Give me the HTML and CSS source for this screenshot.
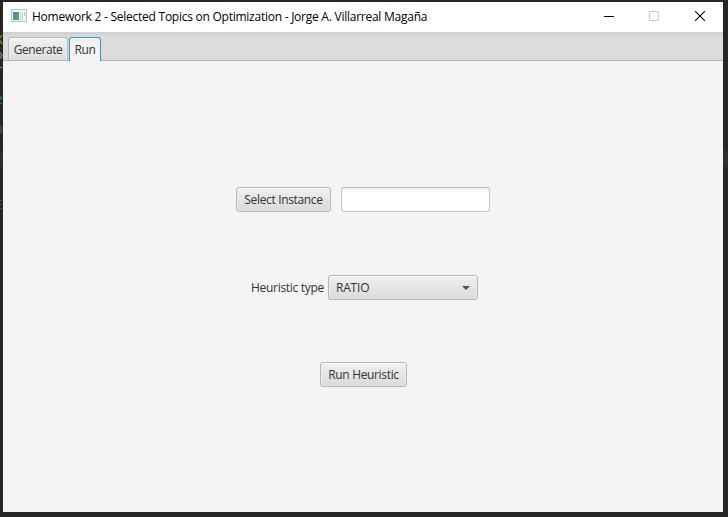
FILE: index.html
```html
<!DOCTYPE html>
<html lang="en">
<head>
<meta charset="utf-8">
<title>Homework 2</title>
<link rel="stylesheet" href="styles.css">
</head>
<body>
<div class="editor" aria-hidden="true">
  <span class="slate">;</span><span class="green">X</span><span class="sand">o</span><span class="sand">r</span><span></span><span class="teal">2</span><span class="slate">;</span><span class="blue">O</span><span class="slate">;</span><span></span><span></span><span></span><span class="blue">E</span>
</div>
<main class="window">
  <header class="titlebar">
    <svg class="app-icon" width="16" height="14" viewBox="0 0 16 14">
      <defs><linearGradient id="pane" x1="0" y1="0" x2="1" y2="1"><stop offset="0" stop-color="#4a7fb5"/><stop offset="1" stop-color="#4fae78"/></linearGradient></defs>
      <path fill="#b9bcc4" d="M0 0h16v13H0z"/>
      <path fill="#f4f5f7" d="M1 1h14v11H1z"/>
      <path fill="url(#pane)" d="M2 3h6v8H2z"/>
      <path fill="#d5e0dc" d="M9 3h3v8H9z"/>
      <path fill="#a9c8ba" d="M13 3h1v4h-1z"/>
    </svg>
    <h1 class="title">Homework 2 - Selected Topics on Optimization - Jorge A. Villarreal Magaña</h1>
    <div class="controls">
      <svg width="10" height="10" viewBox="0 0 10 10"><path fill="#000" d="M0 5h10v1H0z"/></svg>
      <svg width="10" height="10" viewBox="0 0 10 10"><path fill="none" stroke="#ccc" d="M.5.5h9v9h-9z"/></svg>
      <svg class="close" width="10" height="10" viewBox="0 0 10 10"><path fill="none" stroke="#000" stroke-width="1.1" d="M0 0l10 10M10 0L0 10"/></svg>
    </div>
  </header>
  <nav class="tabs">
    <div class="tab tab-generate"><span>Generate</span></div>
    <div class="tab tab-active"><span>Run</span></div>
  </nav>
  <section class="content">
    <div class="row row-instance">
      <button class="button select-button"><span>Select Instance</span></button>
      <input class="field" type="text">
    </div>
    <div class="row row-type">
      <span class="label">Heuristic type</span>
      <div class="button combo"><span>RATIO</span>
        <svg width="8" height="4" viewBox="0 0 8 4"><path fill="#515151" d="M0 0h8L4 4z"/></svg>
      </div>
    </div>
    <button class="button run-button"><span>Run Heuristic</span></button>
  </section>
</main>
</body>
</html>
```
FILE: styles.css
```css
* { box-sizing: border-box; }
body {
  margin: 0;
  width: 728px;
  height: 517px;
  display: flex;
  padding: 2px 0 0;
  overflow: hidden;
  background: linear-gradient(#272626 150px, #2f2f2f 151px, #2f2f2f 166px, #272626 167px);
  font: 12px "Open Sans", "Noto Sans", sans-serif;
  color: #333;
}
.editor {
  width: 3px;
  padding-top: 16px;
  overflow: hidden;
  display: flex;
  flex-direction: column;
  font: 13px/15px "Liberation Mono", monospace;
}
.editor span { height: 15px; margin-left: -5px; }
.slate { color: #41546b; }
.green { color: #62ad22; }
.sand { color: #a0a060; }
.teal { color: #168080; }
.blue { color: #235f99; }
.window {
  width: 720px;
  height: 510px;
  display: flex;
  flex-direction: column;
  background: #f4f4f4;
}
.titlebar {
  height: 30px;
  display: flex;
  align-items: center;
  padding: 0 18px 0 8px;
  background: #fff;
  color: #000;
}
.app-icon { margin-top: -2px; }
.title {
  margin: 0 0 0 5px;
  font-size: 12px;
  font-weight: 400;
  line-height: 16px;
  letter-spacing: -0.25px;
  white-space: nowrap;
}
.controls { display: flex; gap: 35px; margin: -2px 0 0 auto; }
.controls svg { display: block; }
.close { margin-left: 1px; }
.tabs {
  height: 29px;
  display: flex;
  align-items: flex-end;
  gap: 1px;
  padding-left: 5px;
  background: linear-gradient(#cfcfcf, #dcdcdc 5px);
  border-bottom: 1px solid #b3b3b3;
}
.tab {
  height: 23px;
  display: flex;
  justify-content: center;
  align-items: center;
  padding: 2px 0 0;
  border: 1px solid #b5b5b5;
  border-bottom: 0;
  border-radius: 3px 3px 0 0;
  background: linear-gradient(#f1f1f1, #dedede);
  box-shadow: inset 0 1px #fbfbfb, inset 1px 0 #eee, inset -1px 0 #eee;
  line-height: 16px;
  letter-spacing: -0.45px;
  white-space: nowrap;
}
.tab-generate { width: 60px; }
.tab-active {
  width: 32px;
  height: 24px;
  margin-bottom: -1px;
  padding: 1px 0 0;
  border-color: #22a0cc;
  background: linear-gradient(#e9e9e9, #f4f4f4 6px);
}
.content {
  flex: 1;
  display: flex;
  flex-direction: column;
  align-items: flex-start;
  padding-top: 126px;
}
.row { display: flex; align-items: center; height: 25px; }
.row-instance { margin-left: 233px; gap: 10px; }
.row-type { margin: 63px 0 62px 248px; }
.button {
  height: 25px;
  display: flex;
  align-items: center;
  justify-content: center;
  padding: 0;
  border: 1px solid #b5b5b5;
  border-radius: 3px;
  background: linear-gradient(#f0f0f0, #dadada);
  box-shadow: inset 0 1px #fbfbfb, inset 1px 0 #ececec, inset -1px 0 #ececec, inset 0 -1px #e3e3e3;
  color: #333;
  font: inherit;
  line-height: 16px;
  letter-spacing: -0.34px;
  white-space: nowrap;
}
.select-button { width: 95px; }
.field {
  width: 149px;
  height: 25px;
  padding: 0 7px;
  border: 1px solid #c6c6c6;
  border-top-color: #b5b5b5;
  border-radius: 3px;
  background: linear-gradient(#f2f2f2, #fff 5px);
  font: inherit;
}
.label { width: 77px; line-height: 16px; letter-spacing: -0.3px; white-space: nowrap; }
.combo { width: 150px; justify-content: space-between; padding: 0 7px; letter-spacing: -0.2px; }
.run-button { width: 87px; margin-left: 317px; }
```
================
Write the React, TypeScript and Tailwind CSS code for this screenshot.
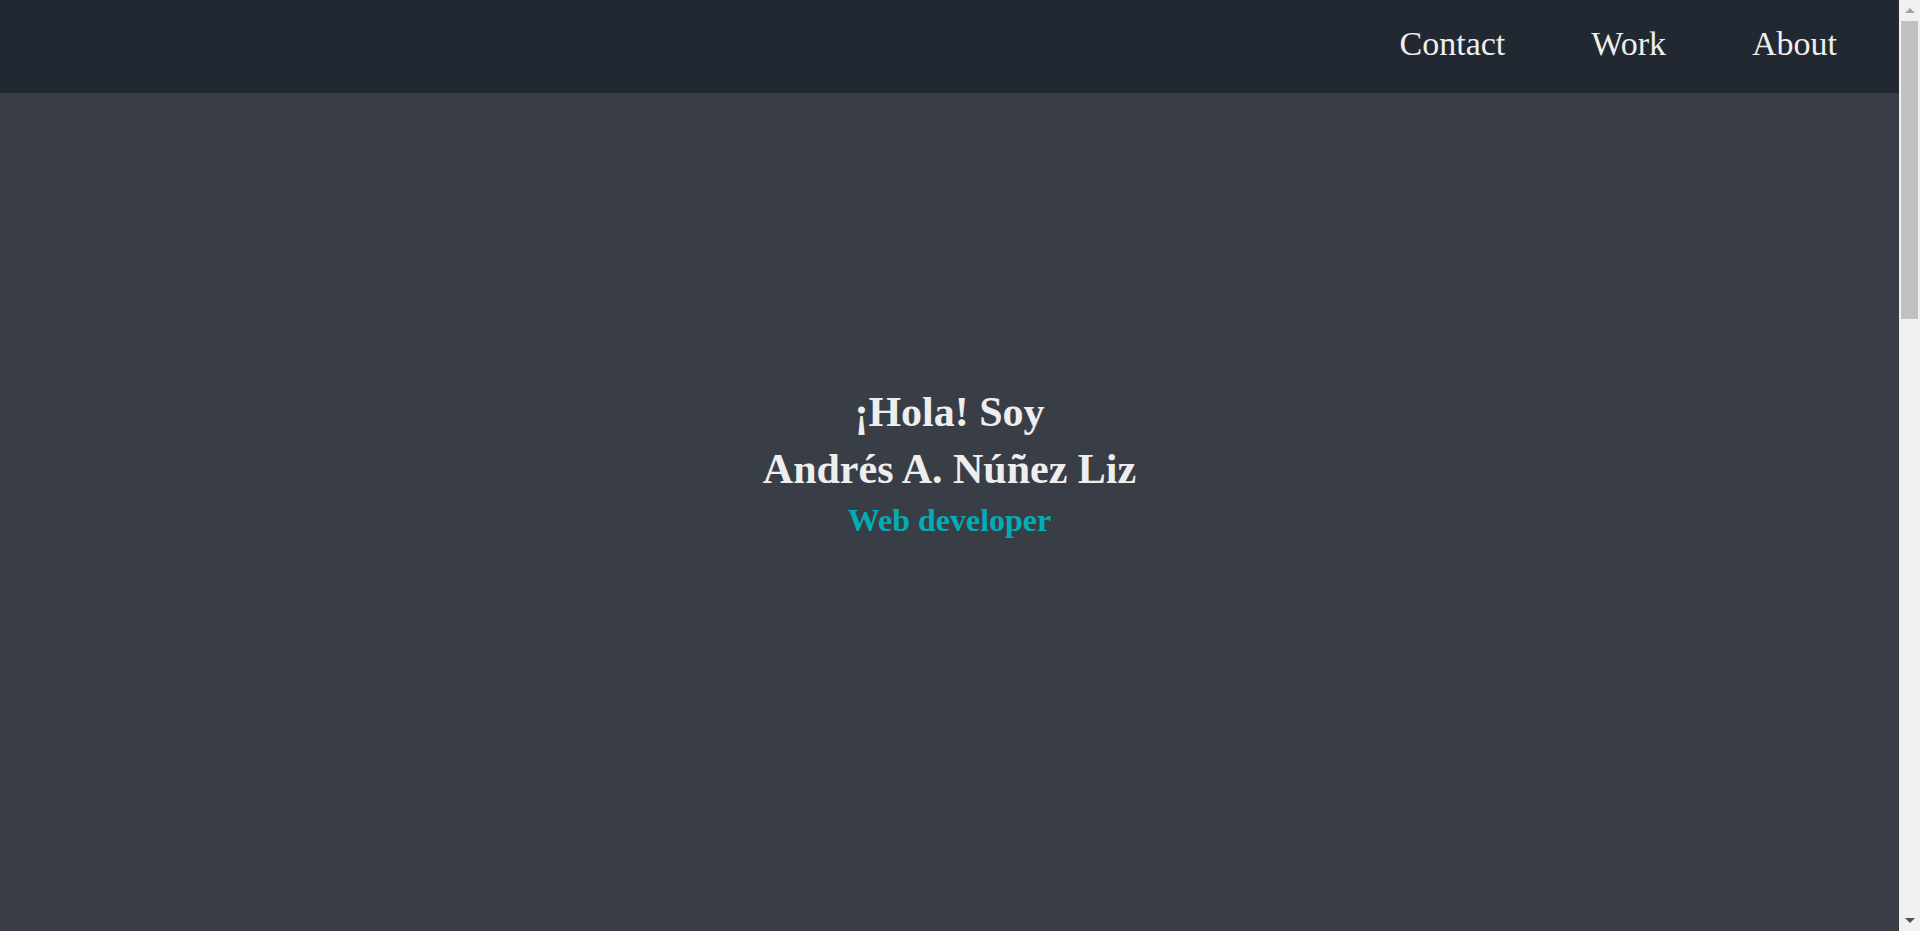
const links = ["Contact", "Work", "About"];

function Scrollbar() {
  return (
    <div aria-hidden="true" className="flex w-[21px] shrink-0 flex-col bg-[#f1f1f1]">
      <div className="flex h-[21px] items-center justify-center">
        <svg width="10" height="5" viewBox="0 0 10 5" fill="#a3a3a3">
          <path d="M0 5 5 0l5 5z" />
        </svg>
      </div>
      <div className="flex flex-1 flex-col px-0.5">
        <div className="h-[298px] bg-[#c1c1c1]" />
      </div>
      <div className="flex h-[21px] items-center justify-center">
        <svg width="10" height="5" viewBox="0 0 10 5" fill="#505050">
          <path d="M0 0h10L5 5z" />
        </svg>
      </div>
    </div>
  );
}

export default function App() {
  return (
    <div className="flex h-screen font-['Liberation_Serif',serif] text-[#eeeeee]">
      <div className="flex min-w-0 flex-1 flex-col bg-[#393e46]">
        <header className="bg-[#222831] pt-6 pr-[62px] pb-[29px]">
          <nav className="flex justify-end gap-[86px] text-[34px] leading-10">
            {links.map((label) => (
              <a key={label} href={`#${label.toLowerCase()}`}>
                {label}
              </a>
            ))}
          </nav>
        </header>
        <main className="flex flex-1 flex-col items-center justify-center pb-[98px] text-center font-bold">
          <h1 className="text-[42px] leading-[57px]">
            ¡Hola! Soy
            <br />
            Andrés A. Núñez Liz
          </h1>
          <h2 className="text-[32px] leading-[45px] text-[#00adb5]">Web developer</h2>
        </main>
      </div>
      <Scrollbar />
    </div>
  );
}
================
Above are some records. Count the lines among them with the word "screenshot", and answer with the number only.

→ COMPLETE ANSWER
2